Auteur de plusieurs romans *, Fayçal Chehat nous livre avec Le dépossédé (Editions Al Bayazin) le huis clos haletant d’une prise dotage où le récit de la trajectoire dAli se confond avec celle de lAlgérie pré et post-indépendance. Entretien avec un journaliste-écrivain** qui a encore des choses à dire.

Pour quelles raisons avoir situé l’action quelques années après l’indépendance?

Dans mon esprit, le postulat a toujours été clair. Le parcours chaotique du pays, les virages mal négociés sur la voie du développement politique, social, économique, culturel et surtout démocratique, trouvent leur source durant les deux premières années de l’indépendance. Le grand détournement a commencé à peine les feux de joie éteints, les grandes et mémorables liesses populaires, fêtant la sortie du long tunnel imposé par le colonialisme, terminées.

Pourquoi avoir imaginé une prise d’otage comme trame de votre roman?

J’ai choisi la posture du conteur. Qui vous dit : asseyez-vous confortablement et ouvrez bien vos oreilles. Je vais vous raconter une histoire. La mienne. C’est comme ça que vous allez comprendre quel homme je suis et pourquoi j’agis de la sorte. Pourquoi, j’ai perdu la foi en un avenir meilleur. La grande différence, c’est que dans Le dépossédé la personne qui écoute a une responsabilité individuelle – et collective parce qu’elle faisait partie de la nouvelle caste au pouvoir –  dans la dépossession et dans le désarroi du narrateur. Ce dernier ne veut plus se taire. Et dans un pays où les libertés fondamentales ont déjà été confisquées, il n’avait pas d’autre solution que celle-là. 

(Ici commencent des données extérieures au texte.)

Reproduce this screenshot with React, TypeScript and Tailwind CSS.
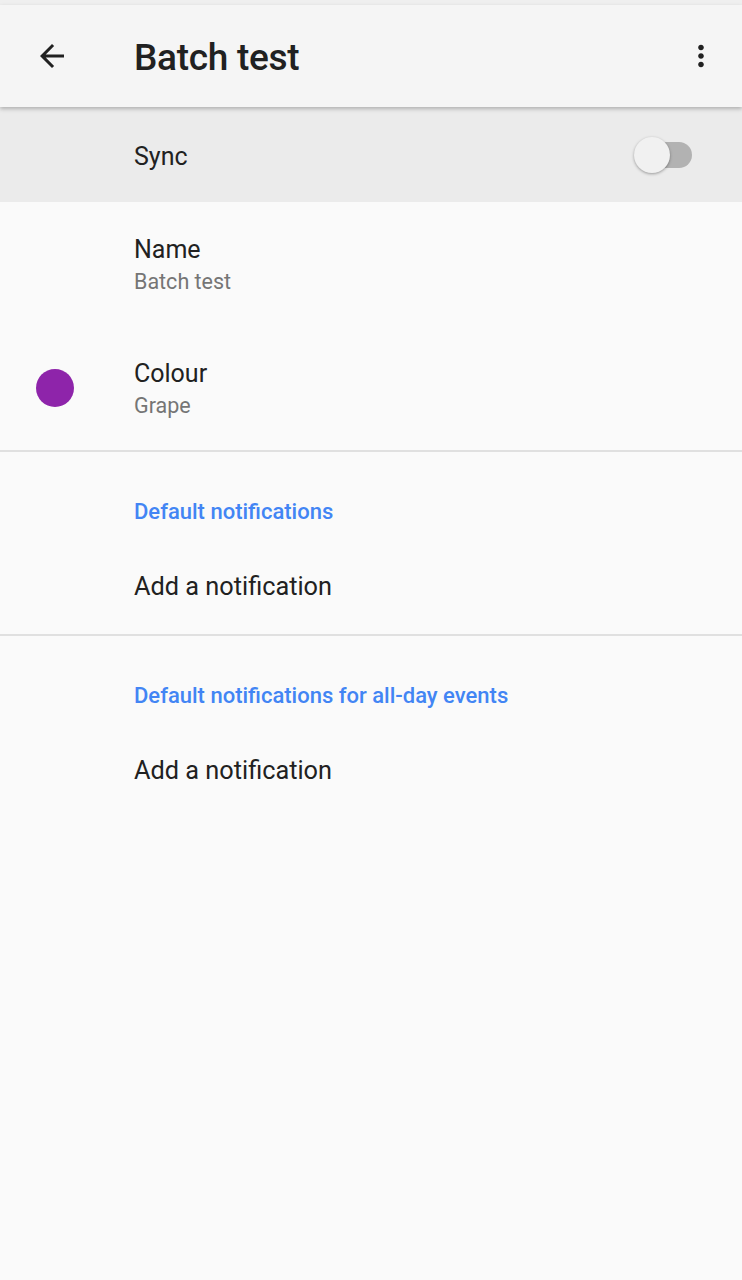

La séquestration de Karim est rythmée par le récit de vie d’Ali. C’est assez incongru comme situation.

Absolument pas ! Car en racontant sa vie, Ali décrit les étapes traversées par son pays sur plus d’un demi-siècle. Ali n’est pas un mégalomane sorti de nulle part qui a entrepris cette action juste pour se mettre en avant. Le lecteur comprendra très vite que l’histoire du narrateur est viscéralement liée à celle de son pays.C’est le récit d’une histoire d’amour trahie. Ali et cette Algérie qu’il aime viscéralement sont les cocus. 

Une bonne partie de l’histoire se déroule dans l’Ouarsenis. Est-ce votre roman le plus autobiographique?

Non, on ne peut pas dire ça. Même si mon père était originaire de cette région et que sa famille, nombreuse et enracinée, a beaucoup souffert de la violence coloniale. Il faut savoir que cette partie montagneuse située dans le sud-ouest du pays a été quasiment la dernière a avoir été matée par l’armée impériale française. A bout d’une violence inouïe. Tueries, enfumage dans les grottes, déportation, exil forcé suivi par une confiscation des meilleures terres et une marginalisation inexorable des autochtones. J’ai pu compléter les récits familiaux qui ont baigné mon enfance et mon adolescence par les informations accumulées dans le cadre de mes recherches  universitaires et journalistiques.

On a presque l’impression que les nouveaux maitres de l’Algérie ont été plus cyniques que le pouvoir français auquel il a succédé. 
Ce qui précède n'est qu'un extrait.